Seria o fim do monopólio da Antropologia?: Prática curatorial e o dialogo com outro
Autoria: Alex Ungprateeb Flynn
Autoria: Sobre a aproximação do campo das artes visuais em direção a antropologia, já na década de 1990 o crítico de arte Hal Foster escrevia sobre a dita "virada etnográfica", na qual apontava para o crescente interesse de artistas e curadores por questões relacionadas a identidade e a representação. Passados 30 anos, como podemos re-pensar esta relação? Este artigo propõe uma análise especulativa sobre a característica do engajamento entre a prática antropológica e a prática curatorial, abordada através de suas diferentes formas, seja por tangenciamentos, atravessamentos, ou, por vezes, pura incompreensão mútua. Num primeiro momento serão observados pontos de conexão, tais como: desenvolvimento de relações afetivas, através da natureza presencial e processual do trabalho, na qual um artista / curador / antropólogo convida o outro a acompanhar sua prática cotidiana; um campo de trabalho com múltiplos agentes, no qual cada um tem esferas de práticas únicas e responsabilidades diversas; e, por fim, construção de um narrativa conceitual, incluindo múltiplos agentes e posicionalidades num mesmo corpo de trabalho. Na segunda parte do artigo serão abordados pontos de contraste, ou seja, diferenças nas dinâmicas processuais entre ambas as práticas. Na medida que curadores compartilham com antropólogos o compromisso de acompanhar, mediar, negociar e, finalmente, sintetizar, há, porém, na prática curatorial um compromisso distinto, o de deixar uma comunicação em aberto.
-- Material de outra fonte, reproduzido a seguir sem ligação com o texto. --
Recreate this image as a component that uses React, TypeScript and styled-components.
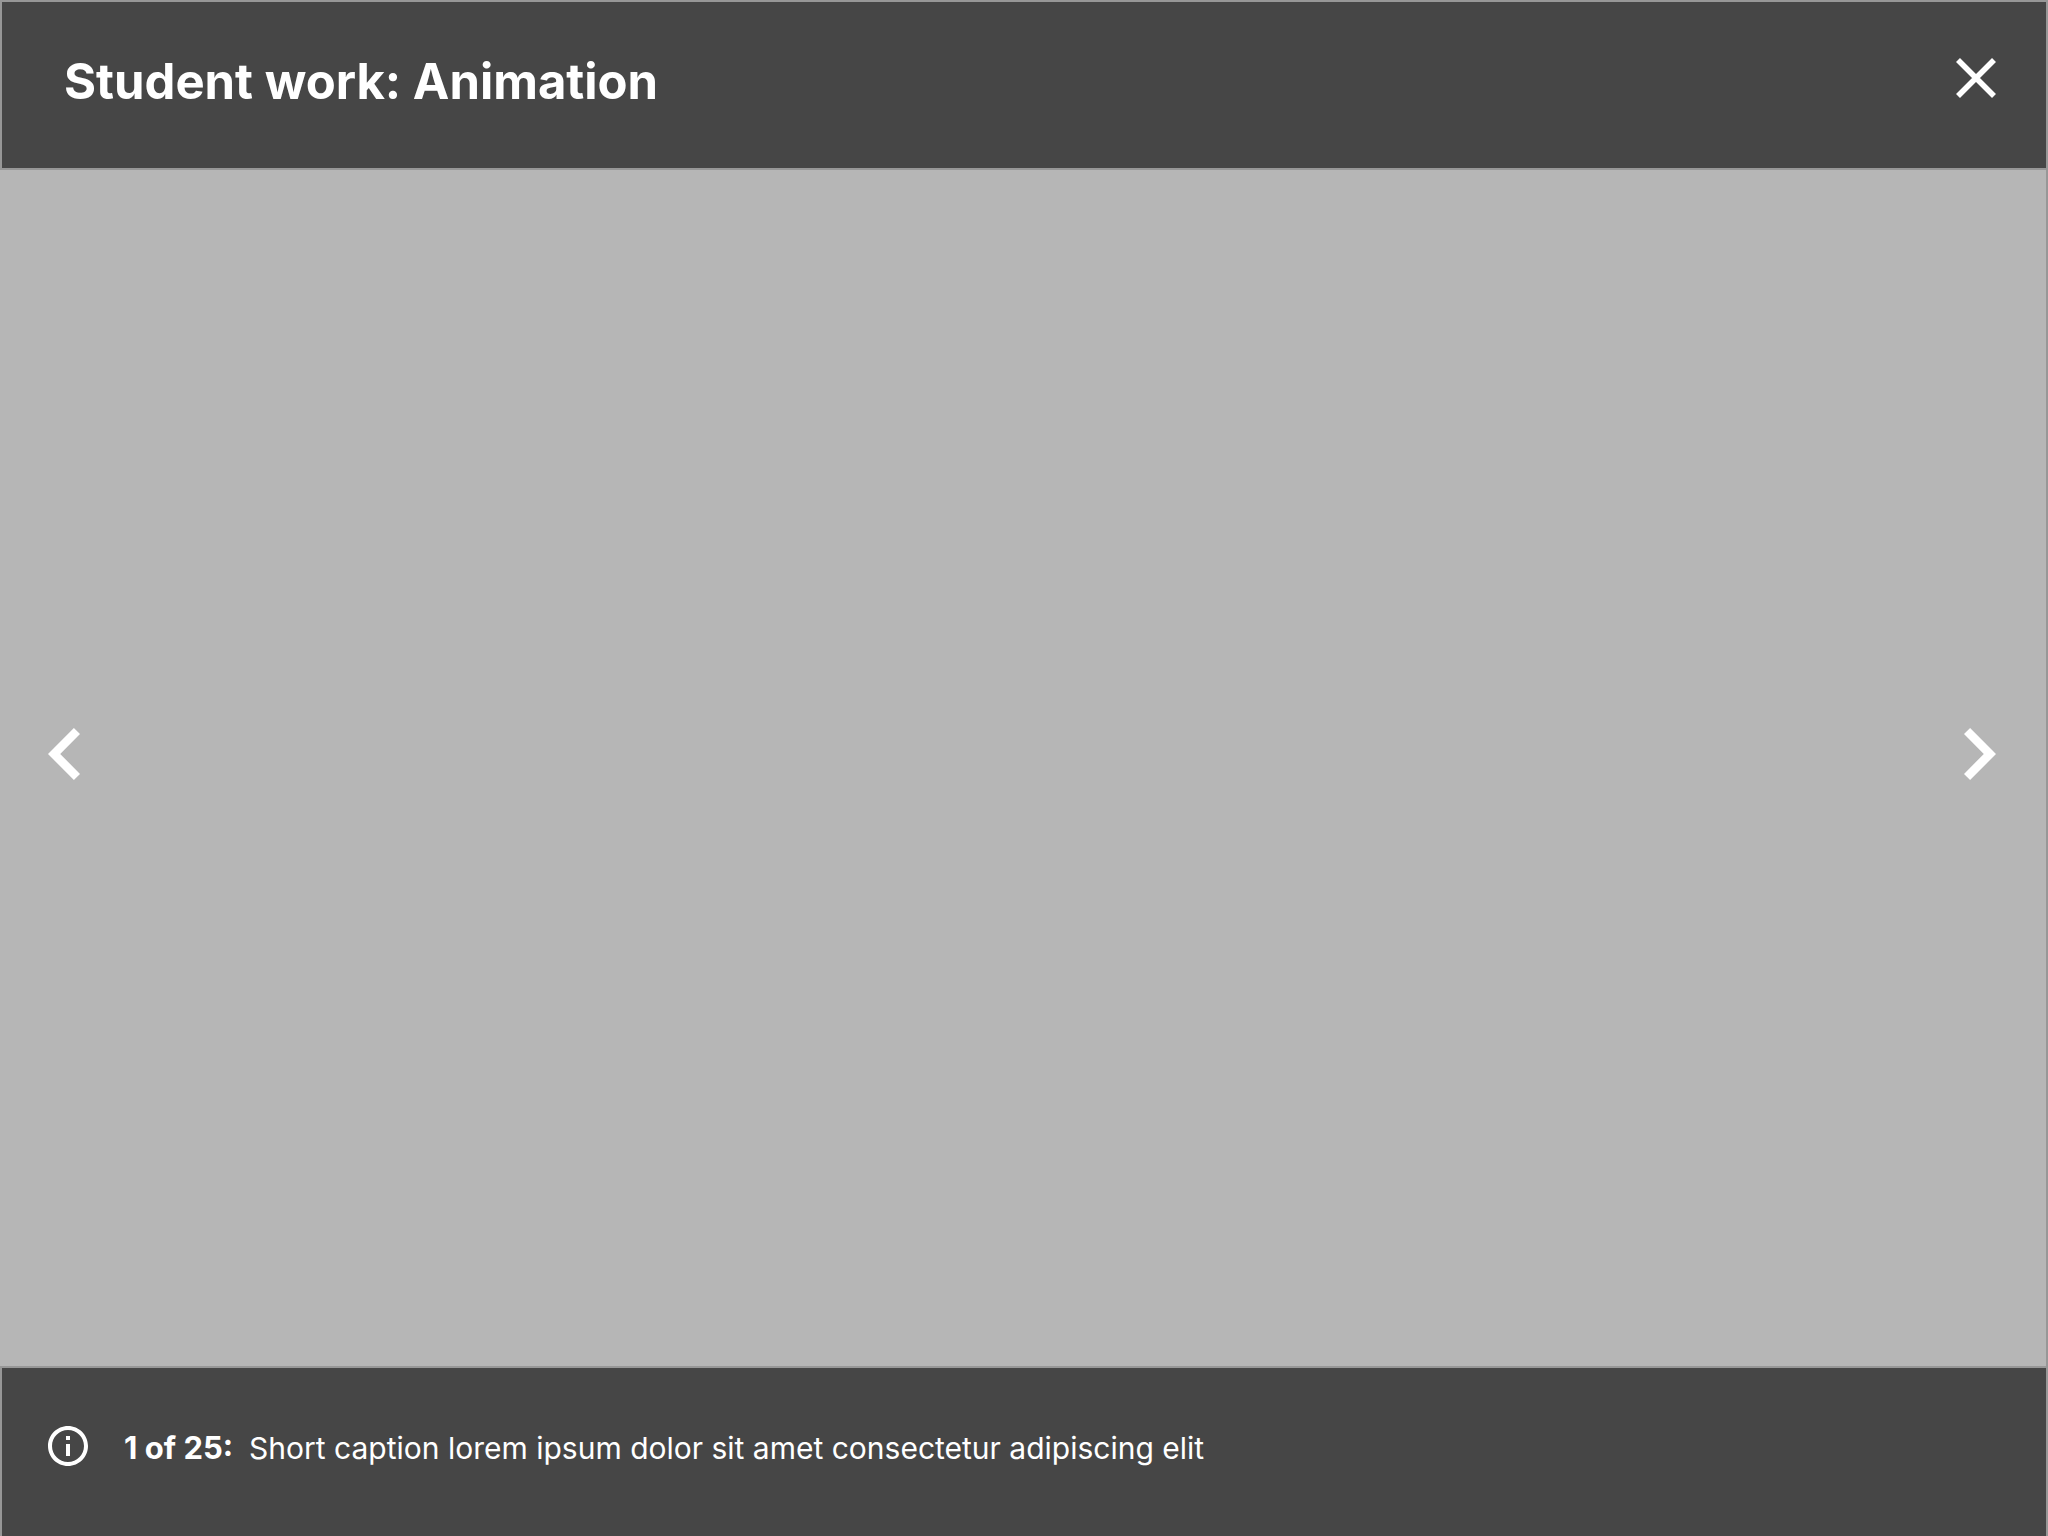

Por meio de recursos da linguagem textual, visual e espacial, busca construir uma narrativa - respeitando a intenção do artista - enquanto visa estimular o visitante/leitor a participar num campo subjetivo "open-ended". Desta forma, este artigo se propõe a analisar as práticas antropológicas e curatoriais através de suas posicionalidades, motivações e éticas próprias, apontando para as diferentes formas de criação e comunicação do conhecimento.